▶ [Exercise] Look through the data below and report how many lines include "this". Only the number should be given.

__________________________________________________

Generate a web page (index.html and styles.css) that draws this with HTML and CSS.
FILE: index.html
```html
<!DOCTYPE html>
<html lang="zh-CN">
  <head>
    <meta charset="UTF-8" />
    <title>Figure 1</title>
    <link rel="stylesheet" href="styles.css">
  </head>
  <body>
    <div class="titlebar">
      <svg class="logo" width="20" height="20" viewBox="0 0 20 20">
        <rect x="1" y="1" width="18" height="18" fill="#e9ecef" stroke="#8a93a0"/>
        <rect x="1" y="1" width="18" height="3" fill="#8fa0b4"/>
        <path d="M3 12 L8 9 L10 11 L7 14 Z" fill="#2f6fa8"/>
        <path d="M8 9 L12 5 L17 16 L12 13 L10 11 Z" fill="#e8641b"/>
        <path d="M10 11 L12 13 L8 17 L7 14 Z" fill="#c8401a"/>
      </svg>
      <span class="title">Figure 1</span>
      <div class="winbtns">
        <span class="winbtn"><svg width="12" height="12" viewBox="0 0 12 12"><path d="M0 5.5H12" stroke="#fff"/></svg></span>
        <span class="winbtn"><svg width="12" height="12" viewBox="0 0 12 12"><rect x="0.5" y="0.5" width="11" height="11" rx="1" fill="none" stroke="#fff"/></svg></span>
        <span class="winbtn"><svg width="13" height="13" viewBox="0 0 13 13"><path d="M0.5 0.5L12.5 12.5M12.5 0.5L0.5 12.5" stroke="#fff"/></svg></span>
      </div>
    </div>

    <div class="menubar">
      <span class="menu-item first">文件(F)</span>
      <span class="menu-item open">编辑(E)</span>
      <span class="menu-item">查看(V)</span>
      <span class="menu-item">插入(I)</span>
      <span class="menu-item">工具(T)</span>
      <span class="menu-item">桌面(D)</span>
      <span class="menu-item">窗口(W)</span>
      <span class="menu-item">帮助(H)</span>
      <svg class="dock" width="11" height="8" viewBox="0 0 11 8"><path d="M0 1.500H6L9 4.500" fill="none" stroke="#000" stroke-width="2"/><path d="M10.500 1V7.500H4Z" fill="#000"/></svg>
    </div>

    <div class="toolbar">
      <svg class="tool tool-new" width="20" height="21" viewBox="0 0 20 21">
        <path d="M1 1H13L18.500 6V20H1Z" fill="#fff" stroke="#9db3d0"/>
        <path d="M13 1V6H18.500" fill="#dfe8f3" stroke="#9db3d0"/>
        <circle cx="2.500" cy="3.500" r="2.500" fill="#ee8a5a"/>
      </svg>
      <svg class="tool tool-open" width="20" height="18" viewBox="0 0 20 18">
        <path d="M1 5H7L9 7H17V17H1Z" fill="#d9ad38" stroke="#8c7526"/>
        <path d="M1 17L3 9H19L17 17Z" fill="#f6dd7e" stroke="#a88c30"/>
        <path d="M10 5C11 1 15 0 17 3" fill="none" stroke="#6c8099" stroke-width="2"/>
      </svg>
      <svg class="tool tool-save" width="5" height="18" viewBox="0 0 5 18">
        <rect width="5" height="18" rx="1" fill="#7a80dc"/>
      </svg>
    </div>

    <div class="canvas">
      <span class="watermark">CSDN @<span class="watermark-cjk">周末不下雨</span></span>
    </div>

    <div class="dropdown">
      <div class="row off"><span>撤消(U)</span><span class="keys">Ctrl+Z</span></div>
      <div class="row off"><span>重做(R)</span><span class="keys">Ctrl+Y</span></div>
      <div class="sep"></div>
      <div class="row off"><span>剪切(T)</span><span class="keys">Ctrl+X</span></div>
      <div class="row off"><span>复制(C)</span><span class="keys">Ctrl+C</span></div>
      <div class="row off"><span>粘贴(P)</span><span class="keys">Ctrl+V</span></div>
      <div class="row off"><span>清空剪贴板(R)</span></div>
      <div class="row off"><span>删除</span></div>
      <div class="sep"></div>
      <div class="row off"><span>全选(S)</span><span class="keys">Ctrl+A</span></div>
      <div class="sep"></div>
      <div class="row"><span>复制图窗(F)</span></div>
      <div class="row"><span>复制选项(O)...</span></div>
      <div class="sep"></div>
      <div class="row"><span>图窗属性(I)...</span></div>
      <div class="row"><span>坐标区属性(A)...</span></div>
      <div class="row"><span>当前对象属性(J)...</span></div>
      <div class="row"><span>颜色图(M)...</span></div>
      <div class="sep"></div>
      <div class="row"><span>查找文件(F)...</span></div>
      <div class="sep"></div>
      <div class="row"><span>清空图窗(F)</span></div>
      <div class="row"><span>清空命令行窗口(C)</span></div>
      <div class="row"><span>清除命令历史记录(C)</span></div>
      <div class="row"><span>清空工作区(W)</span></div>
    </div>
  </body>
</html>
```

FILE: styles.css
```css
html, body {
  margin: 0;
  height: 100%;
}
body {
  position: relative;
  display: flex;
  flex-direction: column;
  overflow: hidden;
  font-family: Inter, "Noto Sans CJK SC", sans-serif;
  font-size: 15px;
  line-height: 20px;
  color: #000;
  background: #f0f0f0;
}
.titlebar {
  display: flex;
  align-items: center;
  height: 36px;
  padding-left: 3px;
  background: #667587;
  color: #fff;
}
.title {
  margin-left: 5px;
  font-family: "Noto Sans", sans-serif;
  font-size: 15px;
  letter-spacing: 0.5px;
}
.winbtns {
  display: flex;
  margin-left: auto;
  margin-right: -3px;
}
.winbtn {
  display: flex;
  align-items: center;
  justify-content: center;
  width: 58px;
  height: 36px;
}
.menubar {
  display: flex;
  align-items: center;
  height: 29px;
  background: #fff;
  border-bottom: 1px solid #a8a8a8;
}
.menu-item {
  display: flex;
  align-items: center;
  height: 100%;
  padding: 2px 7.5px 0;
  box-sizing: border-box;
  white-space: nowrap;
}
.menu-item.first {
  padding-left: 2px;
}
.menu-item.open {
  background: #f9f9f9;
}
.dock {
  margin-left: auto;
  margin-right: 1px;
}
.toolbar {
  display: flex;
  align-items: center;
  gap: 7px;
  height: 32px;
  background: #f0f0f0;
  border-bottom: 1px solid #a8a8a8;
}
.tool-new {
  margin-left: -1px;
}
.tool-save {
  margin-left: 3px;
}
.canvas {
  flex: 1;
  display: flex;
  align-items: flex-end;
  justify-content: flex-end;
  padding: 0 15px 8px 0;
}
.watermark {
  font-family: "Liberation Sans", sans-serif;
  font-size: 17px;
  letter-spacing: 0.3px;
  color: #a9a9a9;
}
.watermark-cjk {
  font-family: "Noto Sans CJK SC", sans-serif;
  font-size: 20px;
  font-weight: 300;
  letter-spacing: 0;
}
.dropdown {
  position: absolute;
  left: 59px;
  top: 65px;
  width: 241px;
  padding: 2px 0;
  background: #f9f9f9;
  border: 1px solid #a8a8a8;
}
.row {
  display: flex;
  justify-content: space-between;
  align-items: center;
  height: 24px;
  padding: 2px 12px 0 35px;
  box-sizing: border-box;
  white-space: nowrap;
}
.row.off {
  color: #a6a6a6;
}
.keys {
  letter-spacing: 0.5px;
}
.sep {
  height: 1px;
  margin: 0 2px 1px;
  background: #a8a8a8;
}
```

__________________________________________________

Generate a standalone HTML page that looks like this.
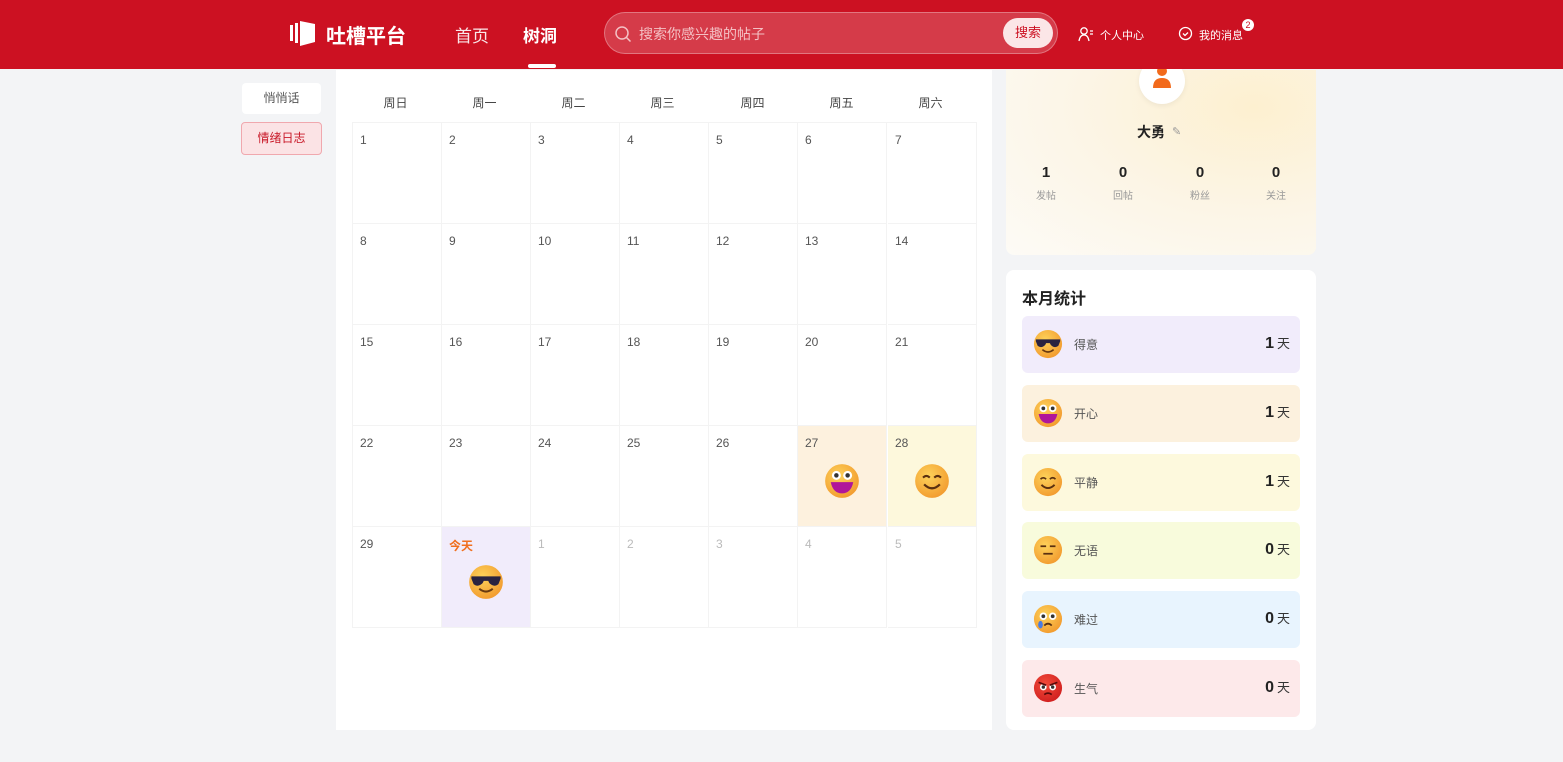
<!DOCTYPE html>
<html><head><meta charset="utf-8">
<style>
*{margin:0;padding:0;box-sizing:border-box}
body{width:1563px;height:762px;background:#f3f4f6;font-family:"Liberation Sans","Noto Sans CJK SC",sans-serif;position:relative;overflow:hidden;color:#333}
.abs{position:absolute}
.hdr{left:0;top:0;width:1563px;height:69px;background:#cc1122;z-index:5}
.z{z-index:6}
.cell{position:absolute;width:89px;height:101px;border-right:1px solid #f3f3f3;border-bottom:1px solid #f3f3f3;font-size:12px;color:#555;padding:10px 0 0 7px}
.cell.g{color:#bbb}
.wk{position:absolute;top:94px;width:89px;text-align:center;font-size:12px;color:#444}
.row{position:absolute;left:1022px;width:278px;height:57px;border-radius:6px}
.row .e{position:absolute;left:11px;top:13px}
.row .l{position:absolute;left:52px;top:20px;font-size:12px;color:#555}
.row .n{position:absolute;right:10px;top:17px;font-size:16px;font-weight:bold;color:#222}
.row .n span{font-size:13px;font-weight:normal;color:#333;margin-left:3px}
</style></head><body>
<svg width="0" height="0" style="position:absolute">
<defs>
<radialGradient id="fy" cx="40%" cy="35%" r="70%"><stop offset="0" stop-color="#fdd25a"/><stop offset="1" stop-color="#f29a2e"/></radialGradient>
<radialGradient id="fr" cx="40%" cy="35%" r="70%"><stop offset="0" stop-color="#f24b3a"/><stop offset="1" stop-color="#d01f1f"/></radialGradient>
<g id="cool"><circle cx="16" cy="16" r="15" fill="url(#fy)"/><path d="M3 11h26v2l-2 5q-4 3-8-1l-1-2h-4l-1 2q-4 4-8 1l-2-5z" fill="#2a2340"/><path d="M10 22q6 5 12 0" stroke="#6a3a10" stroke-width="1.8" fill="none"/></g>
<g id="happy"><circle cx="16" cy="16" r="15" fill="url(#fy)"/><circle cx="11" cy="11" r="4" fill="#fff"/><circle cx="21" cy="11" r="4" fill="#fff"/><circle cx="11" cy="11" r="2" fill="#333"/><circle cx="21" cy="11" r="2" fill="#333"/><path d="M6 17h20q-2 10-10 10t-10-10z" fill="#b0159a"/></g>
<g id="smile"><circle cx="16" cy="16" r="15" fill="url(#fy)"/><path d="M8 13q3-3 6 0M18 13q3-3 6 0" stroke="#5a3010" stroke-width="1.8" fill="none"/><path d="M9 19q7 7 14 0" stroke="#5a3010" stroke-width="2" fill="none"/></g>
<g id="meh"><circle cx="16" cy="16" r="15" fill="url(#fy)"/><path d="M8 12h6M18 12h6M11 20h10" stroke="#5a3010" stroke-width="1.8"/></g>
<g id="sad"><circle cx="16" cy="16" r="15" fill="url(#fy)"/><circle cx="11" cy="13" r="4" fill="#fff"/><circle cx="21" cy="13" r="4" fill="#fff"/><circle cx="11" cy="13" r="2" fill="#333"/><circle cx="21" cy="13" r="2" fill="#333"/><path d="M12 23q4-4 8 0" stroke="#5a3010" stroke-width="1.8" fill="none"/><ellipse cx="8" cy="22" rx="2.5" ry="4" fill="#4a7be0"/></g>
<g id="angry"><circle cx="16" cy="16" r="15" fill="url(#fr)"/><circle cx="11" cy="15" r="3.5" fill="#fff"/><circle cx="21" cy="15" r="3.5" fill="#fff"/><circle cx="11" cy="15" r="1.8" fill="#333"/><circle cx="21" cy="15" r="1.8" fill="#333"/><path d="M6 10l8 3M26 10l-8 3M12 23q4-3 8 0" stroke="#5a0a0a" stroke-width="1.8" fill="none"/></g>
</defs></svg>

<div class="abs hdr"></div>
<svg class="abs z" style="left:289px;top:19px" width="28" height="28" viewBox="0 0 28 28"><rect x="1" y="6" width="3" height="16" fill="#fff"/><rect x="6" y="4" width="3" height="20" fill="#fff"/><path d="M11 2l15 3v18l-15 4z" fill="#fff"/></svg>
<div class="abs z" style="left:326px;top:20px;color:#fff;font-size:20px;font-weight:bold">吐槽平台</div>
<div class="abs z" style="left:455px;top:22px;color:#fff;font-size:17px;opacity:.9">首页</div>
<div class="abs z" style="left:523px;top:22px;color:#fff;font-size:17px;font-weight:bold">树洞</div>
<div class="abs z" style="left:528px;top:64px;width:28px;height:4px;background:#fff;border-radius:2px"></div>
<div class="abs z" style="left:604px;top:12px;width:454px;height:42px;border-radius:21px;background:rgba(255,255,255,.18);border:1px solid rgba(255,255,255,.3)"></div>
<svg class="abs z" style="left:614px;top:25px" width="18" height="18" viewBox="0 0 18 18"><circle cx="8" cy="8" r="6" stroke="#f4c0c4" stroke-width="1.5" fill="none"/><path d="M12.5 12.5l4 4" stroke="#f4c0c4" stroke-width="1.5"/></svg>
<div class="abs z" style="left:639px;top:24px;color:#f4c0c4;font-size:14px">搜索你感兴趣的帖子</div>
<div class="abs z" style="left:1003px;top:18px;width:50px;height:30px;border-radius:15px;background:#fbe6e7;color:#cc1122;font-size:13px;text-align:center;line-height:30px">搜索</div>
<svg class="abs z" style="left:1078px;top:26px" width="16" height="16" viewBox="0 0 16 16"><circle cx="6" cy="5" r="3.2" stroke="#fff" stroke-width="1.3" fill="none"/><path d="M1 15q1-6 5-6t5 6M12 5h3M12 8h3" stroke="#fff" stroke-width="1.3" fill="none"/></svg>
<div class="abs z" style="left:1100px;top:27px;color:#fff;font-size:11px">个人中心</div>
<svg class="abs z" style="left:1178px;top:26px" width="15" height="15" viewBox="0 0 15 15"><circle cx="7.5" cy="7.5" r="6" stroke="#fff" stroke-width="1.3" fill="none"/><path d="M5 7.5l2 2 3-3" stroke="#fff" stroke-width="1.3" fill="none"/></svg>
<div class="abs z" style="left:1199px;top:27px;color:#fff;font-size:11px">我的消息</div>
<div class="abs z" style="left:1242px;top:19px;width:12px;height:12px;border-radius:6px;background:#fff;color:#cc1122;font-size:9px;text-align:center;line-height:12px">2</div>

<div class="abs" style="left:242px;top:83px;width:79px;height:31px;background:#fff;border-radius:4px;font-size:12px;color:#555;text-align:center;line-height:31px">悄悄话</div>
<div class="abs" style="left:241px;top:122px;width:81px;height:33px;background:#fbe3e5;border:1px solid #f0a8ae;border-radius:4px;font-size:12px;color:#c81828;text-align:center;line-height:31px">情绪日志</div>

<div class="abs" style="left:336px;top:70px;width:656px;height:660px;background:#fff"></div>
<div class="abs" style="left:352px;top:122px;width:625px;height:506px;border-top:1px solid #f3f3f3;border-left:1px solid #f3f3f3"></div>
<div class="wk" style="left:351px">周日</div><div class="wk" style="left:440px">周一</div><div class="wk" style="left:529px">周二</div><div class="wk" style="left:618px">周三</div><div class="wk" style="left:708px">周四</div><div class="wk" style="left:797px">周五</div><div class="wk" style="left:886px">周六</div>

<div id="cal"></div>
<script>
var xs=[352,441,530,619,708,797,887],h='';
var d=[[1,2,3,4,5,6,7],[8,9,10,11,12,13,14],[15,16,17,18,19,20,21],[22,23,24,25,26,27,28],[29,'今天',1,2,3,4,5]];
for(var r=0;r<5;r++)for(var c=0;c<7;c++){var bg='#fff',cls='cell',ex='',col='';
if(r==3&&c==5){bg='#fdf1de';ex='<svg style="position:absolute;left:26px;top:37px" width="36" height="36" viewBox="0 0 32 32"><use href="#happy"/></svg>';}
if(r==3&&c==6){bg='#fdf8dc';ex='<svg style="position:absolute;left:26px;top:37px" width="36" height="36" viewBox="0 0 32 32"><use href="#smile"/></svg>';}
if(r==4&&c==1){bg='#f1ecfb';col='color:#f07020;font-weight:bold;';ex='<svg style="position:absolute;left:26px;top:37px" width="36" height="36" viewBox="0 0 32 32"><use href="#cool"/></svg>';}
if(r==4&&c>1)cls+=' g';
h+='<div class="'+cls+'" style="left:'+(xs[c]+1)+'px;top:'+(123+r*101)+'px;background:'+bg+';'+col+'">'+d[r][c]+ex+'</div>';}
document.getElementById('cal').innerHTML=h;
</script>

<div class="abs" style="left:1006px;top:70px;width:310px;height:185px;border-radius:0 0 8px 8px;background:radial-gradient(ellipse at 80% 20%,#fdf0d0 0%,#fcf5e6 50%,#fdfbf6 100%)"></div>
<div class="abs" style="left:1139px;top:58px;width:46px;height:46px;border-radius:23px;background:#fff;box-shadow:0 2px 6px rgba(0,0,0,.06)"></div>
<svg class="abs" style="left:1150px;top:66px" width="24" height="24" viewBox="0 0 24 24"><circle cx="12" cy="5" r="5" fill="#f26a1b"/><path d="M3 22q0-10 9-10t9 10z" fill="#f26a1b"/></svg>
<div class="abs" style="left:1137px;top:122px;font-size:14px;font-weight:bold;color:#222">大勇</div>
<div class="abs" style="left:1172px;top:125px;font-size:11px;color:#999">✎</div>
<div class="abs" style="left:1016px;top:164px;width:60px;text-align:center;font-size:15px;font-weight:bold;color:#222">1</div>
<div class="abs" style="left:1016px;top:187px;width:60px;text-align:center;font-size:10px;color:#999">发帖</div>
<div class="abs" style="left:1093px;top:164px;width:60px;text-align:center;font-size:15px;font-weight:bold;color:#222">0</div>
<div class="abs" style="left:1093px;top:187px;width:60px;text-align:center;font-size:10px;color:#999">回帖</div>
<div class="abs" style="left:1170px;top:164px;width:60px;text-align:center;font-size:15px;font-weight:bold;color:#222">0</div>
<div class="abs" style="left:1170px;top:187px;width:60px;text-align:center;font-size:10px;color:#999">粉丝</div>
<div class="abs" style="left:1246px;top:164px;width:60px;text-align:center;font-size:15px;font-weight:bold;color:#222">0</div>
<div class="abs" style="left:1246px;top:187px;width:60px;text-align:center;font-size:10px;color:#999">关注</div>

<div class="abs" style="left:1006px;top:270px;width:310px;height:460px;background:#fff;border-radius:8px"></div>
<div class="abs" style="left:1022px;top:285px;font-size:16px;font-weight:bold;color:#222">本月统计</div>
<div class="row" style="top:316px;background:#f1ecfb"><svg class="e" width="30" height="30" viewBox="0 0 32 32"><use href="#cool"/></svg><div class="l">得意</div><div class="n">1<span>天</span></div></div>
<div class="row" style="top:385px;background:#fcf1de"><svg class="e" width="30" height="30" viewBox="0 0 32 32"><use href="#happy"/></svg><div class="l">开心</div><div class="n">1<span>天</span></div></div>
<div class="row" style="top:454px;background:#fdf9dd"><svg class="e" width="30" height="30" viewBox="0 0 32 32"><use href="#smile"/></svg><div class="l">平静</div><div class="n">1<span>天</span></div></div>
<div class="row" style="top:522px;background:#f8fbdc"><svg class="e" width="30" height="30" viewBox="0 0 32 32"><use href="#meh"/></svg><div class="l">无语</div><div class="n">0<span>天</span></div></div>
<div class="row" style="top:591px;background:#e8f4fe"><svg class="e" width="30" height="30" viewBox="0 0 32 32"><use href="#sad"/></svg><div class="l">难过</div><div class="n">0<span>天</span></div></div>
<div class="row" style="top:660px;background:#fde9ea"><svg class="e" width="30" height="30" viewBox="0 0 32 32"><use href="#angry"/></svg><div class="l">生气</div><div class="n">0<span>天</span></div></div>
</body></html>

__________________________________________________

▶ [The reply] 2